This paper presents the analysis of measured bottom hole pressure data for 45 hydraulic fracture treatments pumped in Alaska and California in the past three years. On 30 of these wells, bottom hole data was obtained from memory gauges deployed on the tubing or in side-pocket mandrels, while the other 15 wells had reflected pressure up an open annulus. The fluid systems were either delayed borate guars, or linear gel HECs.
The paper starts with a comparison of these measurements with the Keck et al4 correlation. The results show that there are large systematic errors both in the magnitude and trends of the correlation. We illustrate the effects these errors have on net pressure analysis and on the success of executing these tip screen out treatments. The data also shows an unexpected transient effect in almost all the wells, whereby changes in surface pressure of 100's to 1000's of psi are found to change the bottom hole pressure by 10's or 100's of psi, respectively. We speculate on possible causes for this phenomenon, but conclude that additional work is needed for accurate predictions of bottom hole pressures during fracturing treatments.
Introduction
Accurate methods to predict bottom hole treating pressures of hydraulic fracturing treatments have long been hoped for in our industry, but still do not exist. Bottom hole pressures drive mini-frac analysis, net pressure analysis, history-matching with models, and so the stakes for accurate bottom hole values are quite high. Given that measuring bottom hole pressures in real time is quite costly, and therefore is rarely routinely performed, we rely on calculated values from correlations.
Since the first use of polymer based fluids, the industry has recognized that accurate predictions are complicated by two fundamental problems. First, even non-crosslinked linear gels are highly viscoelastic, showing drag reducing properties in turbulent flow that we take advantage of to lower friction losses. No theory, however, exists that allows scale-up of small sized laboratory test results to field sized tubulars, and so we are forced to use correlations that try to extrapolate from limited data.
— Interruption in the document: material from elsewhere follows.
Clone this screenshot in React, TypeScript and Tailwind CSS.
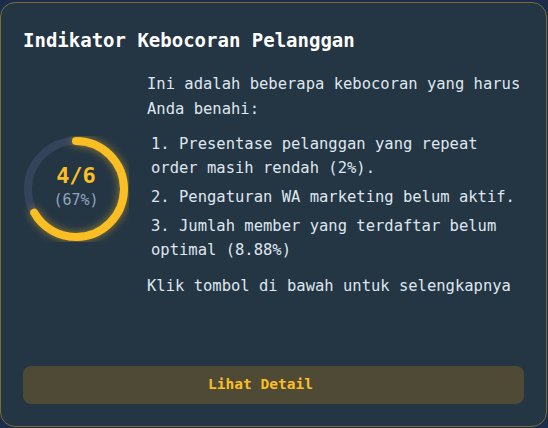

The second problem is that the addition of proppant to these fluids further distances us from theoretical calculations and moves us more into reliance on correlations.
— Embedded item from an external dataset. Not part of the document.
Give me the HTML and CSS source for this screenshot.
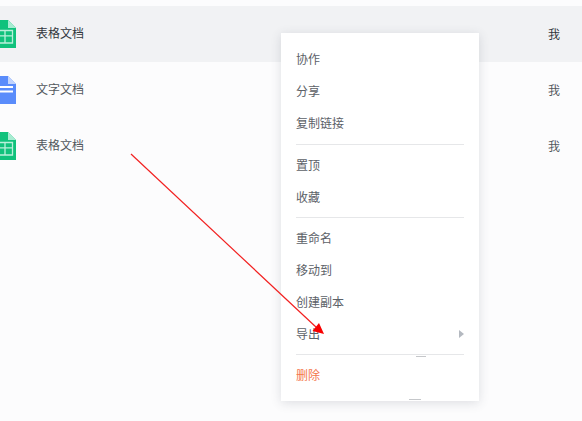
FILE: index.html
```html
<!DOCTYPE html>
<html lang="zh">
<head>
<meta charset="utf-8">
<title>文档列表</title>
<link rel="stylesheet" href="styles.css">
</head>
<body>
<main class="list">
  <div class="row row-active">
    <svg class="file-icon" viewBox="0 0 22 28"><path d="M0 0H14L22 8V28H0Z" fill="#10c27c"/><path d="M14 0L22 8H14Z" fill="#a8ecd2"/><path d="M0 10.5H18.5V23H0ZM0 15.8H18.5M11 10.5V23" fill="none" stroke="#b9f0da" stroke-width="1.3"/></svg>
    <span class="name">表格文档</span>
    <span class="owner">我</span>
  </div>
  <div class="row">
    <svg class="file-icon" viewBox="0 0 22 28"><path d="M0 0H14L22 8V28H0Z" fill="#5a8cfb"/><path d="M14 0L22 8H14Z" fill="#c2d4fc"/><path d="M0 11H19M0 15.5H19" stroke="#fff" stroke-width="2"/></svg>
    <span class="name">文字文档</span>
    <span class="owner">我</span>
  </div>
  <div class="row">
    <svg class="file-icon" viewBox="0 0 22 28"><path d="M0 0H14L22 8V28H0Z" fill="#10c27c"/><path d="M14 0L22 8H14Z" fill="#a8ecd2"/><path d="M0 10.5H18.5V23H0ZM0 15.8H18.5M11 10.5V23" fill="none" stroke="#b9f0da" stroke-width="1.3"/></svg>
    <span class="name">表格文档</span>
    <span class="owner">我</span>
  </div>
</main>

<nav class="menu">
  <div class="group group-first">
    <div class="item">协作</div>
    <div class="item">分享</div>
    <div class="item">复制链接</div>
  </div>
  <div class="group">
    <div class="item">置顶</div>
    <div class="item">收藏</div>
  </div>
  <div class="group">
    <div class="item">重命名</div>
    <div class="item">移动到</div>
    <div class="item">创建副本</div>
    <div class="item item-more">导出<span class="caret"></span></div>
  </div>
  <div class="group group-last">
    <div class="item item-danger">删除</div>
  </div>
  <span class="speck speck-a"></span>
  <span class="speck speck-b"></span>
</nav>

<svg class="annotation" viewBox="0 0 582 421">
  <path d="M131 154L317 328" stroke="#f22020" stroke-width="1.2" fill="none"/>
  <path d="M324 334L312.500 331L319 323Z" fill="#f80000"/>
</svg>
</body>
</html>
```

FILE: styles.css
```css
* { box-sizing: border-box; }

html, body {
  margin: 0;
  height: 100%;
}

body {
  position: relative;
  overflow: hidden;
  background: #fcfcfd;
  font-family: "Noto Sans CJK SC", "Liberation Sans", sans-serif;
  font-size: 12px;
  color: #53585e;
}

.list {
  padding-top: 6px;
}

.row {
  display: flex;
  align-items: center;
  height: 56px;
  padding: 0 22px 0 0;
}

.row-active {
  background: #f1f2f4;
  color: #33373c;
}

.file-icon {
  flex: none;
  width: 22px;
  height: 28px;
  margin-left: -6px;
  margin-right: 20px;
}

.name {
  flex: 1;
  line-height: 14px;
  margin-bottom: 2px;
}

.owner {
  flex: none;
  line-height: 14px;
  margin-bottom: 0;
}

.menu {
  position: absolute;
  left: 281px;
  top: 33px;
  width: 198px;
  height: 368px;
  padding: 0 15px;
  background: #fff;
  box-shadow: 0 2px 10px rgba(60, 70, 85, 0.16);
}

.group {
  padding: 4px 0;
  border-bottom: 1px solid #e6e7e9;
}

.group-first {
  padding: 10px 0 5px;
}

.group-last {
  border-bottom: 0;
}

.item {
  position: relative;
  height: 32px;
  line-height: 31px;
  font-size: 12px;
  color: #5c6167;
}

.item-danger {
  color: #f4764a;
}

.caret {
  position: absolute;
  right: 0;
  top: 12px;
  border-left: 5px solid #b4b9c0;
  border-top: 4px solid transparent;
  border-bottom: 4px solid transparent;
}

.speck {
  position: absolute;
  height: 1px;
  background: #c5c7ca;
}

.speck-a {
  left: 135px;
  top: 323px;
  width: 10px;
}

.speck-b {
  left: 128px;
  top: 366px;
  width: 12px;
}

.annotation {
  position: absolute;
  left: 0;
  top: 0;
  width: 582px;
  height: 421px;
  pointer-events: none;
}
```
A comprehensive review of the literature in this area is beyond the scope of this paper, and the reader interested in works published before 1990 might start with the SPE monograph by Gidley et al.1 or the review text by Economides and Nolte2. Since then, there have been several studies on friction pressures of water-based fracturing fluids, including, for example, linear gel friction pressures (Shah3, Keck et al.4), delayed borate fluid systems (Tan5), laboratory studies on proppant effects (Shah and Lee6, Keck et al.4), and field studies (Jennnings7, Bilden8).